Ooooh! Aaahhh! It’s fireworks day! Tonight, millions of Americans from sea to shining sea will gasp at a night sky filled with brilliant colors and loud explosions. Millions of other Americans will lament they live in cities with strapped budgets that throw piddling BBQs and hand out sparklers. Whatever works.
To those of you fortunate enough to look up at a sky filled with fireworks, I have one request I routinely make this time of year: take a moment to look back down and pity poor James Madison, the “Father of our Constitution.” (Actually, look a little further down. He was rather short. There you go.)
Why pity Jimmy? Well, for tiny Jimmy Madison, there was no BBQ. There were no fireworks.
Oh, there were fireworks in 1787. And the USA had BBQs. And the Framers in Philadelphia took a break from the Constitutional Convention to celebrate Independence Day—a day, as prescribed by John Adams, “to be solemnized with Pomp and Parade, with Shews, Games, Sports, Guns, Bells, Bonfires and Illuminations from one End of this Continent to the other from this Time forward forever more.” Ooooh. Aaahhh.
But Madison didn’t go. He didn’t attend a single Bonfire, or nab a ticket to a single Shew. Not because he wasn’t a fun-loving guy (although he wasn’t). And not because he was antisocial (although he was). No, Jimmy didn’t indulge in illuminations for one reason only: He didn’t feel he had earned them yet. So while George and Luther and Abraham and Charles and the rest of the delegates cast their eyes at the skies, Jimmy kept his nose to the grindstone. (Little Jimmy believed in much-delayed gratification. He was the kind of guy who would have aced the Marshmallow Test.)
Instead, “the Father of the Constitution” stayed home to try to make sense of his notes of the chaotic Convention thus far. “Drudgery,” he called it.
Why did he feel so non-firework-worthy? Because the real bombs were bursting not in the air outside, but in the thick fog inside the Pennsylvania State House. The delegates had sequestered themselves in the unventilated Assembly Room for almost two months, trying to fashion a new Constitution to salvage our teetering country, yet as July 4 approached they had little to celebrate, and—with quill scarcely put to paper—nothing much to show for their efforts. Well, nothing except hard feelings from impertinent comments made by bewigged egocentrics with fiery tempers.
James Madison didn’t indulge in illuminations for one reason only: He didn’t feel he had earned them yet.

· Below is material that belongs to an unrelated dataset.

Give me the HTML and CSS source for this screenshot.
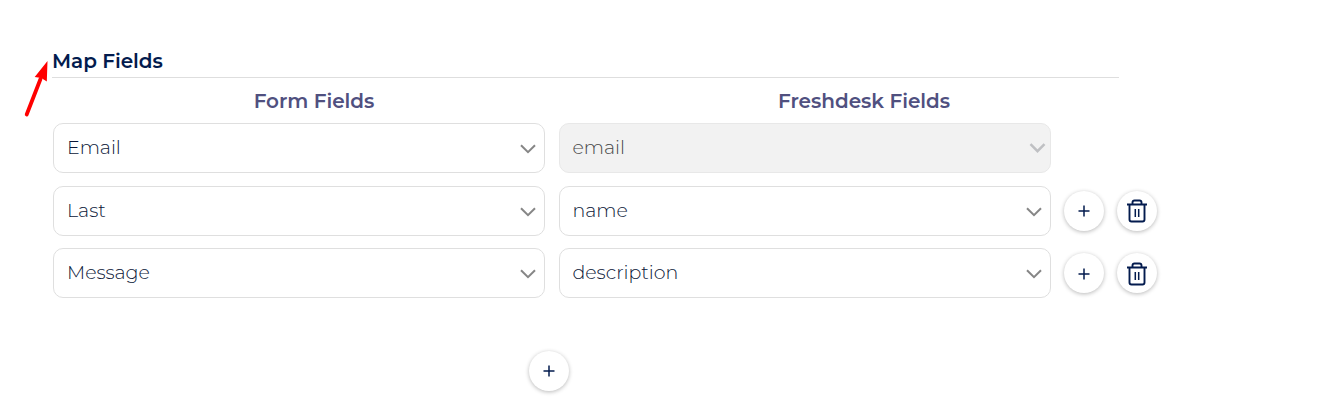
FILE: index.html
```html
<!DOCTYPE html>
<html lang="en">
<head>
<meta charset="utf-8">
<title>Map Fields</title>
<link rel="stylesheet" href="styles.css">
</head>
<body>
<svg class="arrow" viewBox="0 0 30 64" width="30" height="64"><path d="M6.7 56.5L20.500 21" stroke="#f00" stroke-width="3.800" stroke-linecap="round"/><path d="M27.5 3L26.8 23.5L21.3 20L14.7 19Z" fill="#f00"/></svg>
<main class="mapping">
  <h1 class="title">Map Fields</h1>
  <div class="row head">
    <h2>Form Fields</h2>
    <h2 class="head-right">Freshdesk Fields</h2>
  </div>
  <div class="row first">
    <div class="field"><span>Email</span><svg class="chevron" viewBox="0 0 16 10"><path d="M1 1.2L8 8.2L15 1.2"/></svg></div>
    <div class="field disabled"><span>email</span><svg class="chevron" viewBox="0 0 16 10"><path d="M1 1.2L8 8.2L15 1.2"/></svg></div>
  </div>
  <div class="row">
    <div class="field"><span>Last</span><svg class="chevron" viewBox="0 0 16 10"><path d="M1 1.2L8 8.2L15 1.2"/></svg></div>
    <div class="field"><span>name</span><svg class="chevron" viewBox="0 0 16 10"><path d="M1 1.2L8 8.2L15 1.2"/></svg></div>
    <div class="actions">
      <button class="round" aria-label="Add"><svg class="plus" viewBox="0 0 12 12"><path d="M.5 6H11.5M6 .5V11.5"/></svg></button>
      <button class="round" aria-label="Delete"><svg class="trash" viewBox="0 0 22 24"><path d="M1 5.5H21M3.5 5.5V20.5Q3.5 22.5 5.5 22.5H16.5Q18.5 22.5 18.5 20.5V5.5M6.5 5V3.5Q6.5 1.5 8.5 1.5H13.5Q15.5 1.5 15.5 3.5V5"/><path class="slots" d="M9.3 10V18M12.7 10V18"/></svg></button>
    </div>
  </div>
  <div class="row third">
    <div class="field"><span>Message</span><svg class="chevron" viewBox="0 0 16 10"><path d="M1 1.2L8 8.2L15 1.2"/></svg></div>
    <div class="field"><span>description</span><svg class="chevron" viewBox="0 0 16 10"><path d="M1 1.2L8 8.2L15 1.2"/></svg></div>
    <div class="actions">
      <button class="round" aria-label="Add"><svg class="plus" viewBox="0 0 12 12"><path d="M.5 6H11.5M6 .5V11.5"/></svg></button>
      <button class="round" aria-label="Delete"><svg class="trash" viewBox="0 0 22 24"><path d="M1 5.5H21M3.5 5.5V20.5Q3.5 22.5 5.5 22.5H16.5Q18.5 22.5 18.5 20.5V5.5M6.5 5V3.5Q6.5 1.5 8.5 1.5H13.5Q15.5 1.5 15.5 3.5V5"/><path class="slots" d="M9.3 10V18M12.7 10V18"/></svg></button>
    </div>
  </div>
  <div class="footer">
    <button class="round" aria-label="Add field"><svg class="plus" viewBox="0 0 12 12"><path d="M.5 6H11.5M6 .5V11.5"/></svg></button>
  </div>
</main>
</body>
</html>
```
FILE: styles.css
```css
* { box-sizing: border-box; }
body {
  margin: 0;
  background: #fff;
  color: #031b4e;
  font-family: Montserrat, Inter, sans-serif;
}
.arrow { position: absolute; left: 20px; top: 58px; }
.mapping { min-height: 413px; padding: 46px 0 0 53px; }
.title {
  width: 1067px;
  height: 32px;
  margin: 0 0 0 -1px;
  border-bottom: 1px solid #dedede;
  font-size: 20px;
  font-weight: 600;
  letter-spacing: -.05px;
  line-height: 30px;
}
.row {
  display: grid;
  grid-template-columns: 492px 492px auto;
  column-gap: 14px;
  justify-content: start;
  margin-bottom: 12px;
}
.head { height: 45px; margin: 0; }
.head h2 {
  margin: 0;
  padding-left: 30px;
  color: #50507f;
  font-size: 20px;
  font-weight: 600;
  letter-spacing: -.03px;
  line-height: 46px;
  text-align: center;
}
.head .head-right { padding-left: 118px; }
.first { margin-bottom: 13px; }
.field {
  display: flex;
  align-items: center;
  justify-content: space-between;
  height: 50px;
  padding: 0 8px 2px 13px;
  border: 1px solid #dfdfdf;
  border-radius: 10px;
  color: #0b1738;
  font-size: 19px;
  font-weight: 300;
  line-height: 24px;
}
.field span { margin-top: 2px; letter-spacing: -.03px; }
.field + .field span { margin-left: -.5px; }
.disabled {
  padding-right: 4px;
  background: #f2f2f2;
  border-color: #e8e8e8;
  color: #484848;
}
.chevron {
  width: 16px;
  height: 10px;
  margin-top: 3px;
  fill: none;
  stroke: #868686;
  stroke-width: 2;
}
.disabled .chevron { margin-top: 2px; width: 17px; stroke: #bfc0c3; stroke-width: 2.5; }
.actions { display: flex; align-items: center; gap: 13px; margin-left: -1px; }
.round {
  display: grid;
  place-items: center;
  width: 40px;
  height: 40px;
  padding: 0;
  border: 0;
  border-radius: 50%;
  background: #fff;
  box-shadow: 0 1px 4px rgba(0, 0, 0, .28);
}
.plus { width: 12px; height: 12px; fill: none; stroke: #031b4e; stroke-width: 1.5; }
.trash { width: 22px; height: 24px; fill: none; stroke: #031b4e; stroke-width: 1.9; stroke-linejoin: round; }
.slots { stroke-width: 1.5; }
.third .plus, .third .trash { margin-top: 1px; }
.footer { display: flex; padding: 41px 0 0 476px; }
```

For most of the delegates, the summer had been torture; for Madison, it was an embarrassment. He and the other Framers were supposed to be putting out fires, not starting them, yet the smoke in that smoke-filled room came as much out of their ears as it did any pipes or cigars. I’ve said it before: the “Miracle at Philadelphia” was that they didn’t strangle each other by August. (Did I mention they were drinking beer for breakfast?)
Madison felt he didn’t have a choice: He had to put in the overtime.
Come the fall, what exactly did the Framers think of the “miracle” Constitution they signed? George Washington himself wished it “had been made more perfect.” Benjamin Franklin could stomach it only “with all its faults,” adding, “I consent to this Constitution because I expect no better, and because I am not sure it is not the best”—sounds like a Republican endorsing Mitt Romney. (Boom! Was that an M-80?)
And yet, we still have it. And while we may not know exactly what’s in it—more Americans can name the Three Stooges than the Three Branches of Government—it stands as the longest surviving national constitution in the world. Belgium’s constitution dates back only to 1831. (That one’s for you, Tim Howard.)
So on this Fourth of July, it’s easy to think of mattress sales and hot dog relish and Main Street parades. It’s not even hard to notice John Hancock and his famously large john hancock—today, after all, is the day marked for the Declaration of Independence, not the Constitution. But spare a thought, won’t you, for James Madison? For we wouldn’t have had a Constitution we regularly rely on or a country we’re routinely proud of had the Framer we often overlook not kept his eyes on the parchment.
On this weekend, when we’re busy celebrating the country’s past with oooohs and aaahhhs, remember that little Jimmy Madison had the good sense to look at the country ahead of him and think: uh-oh.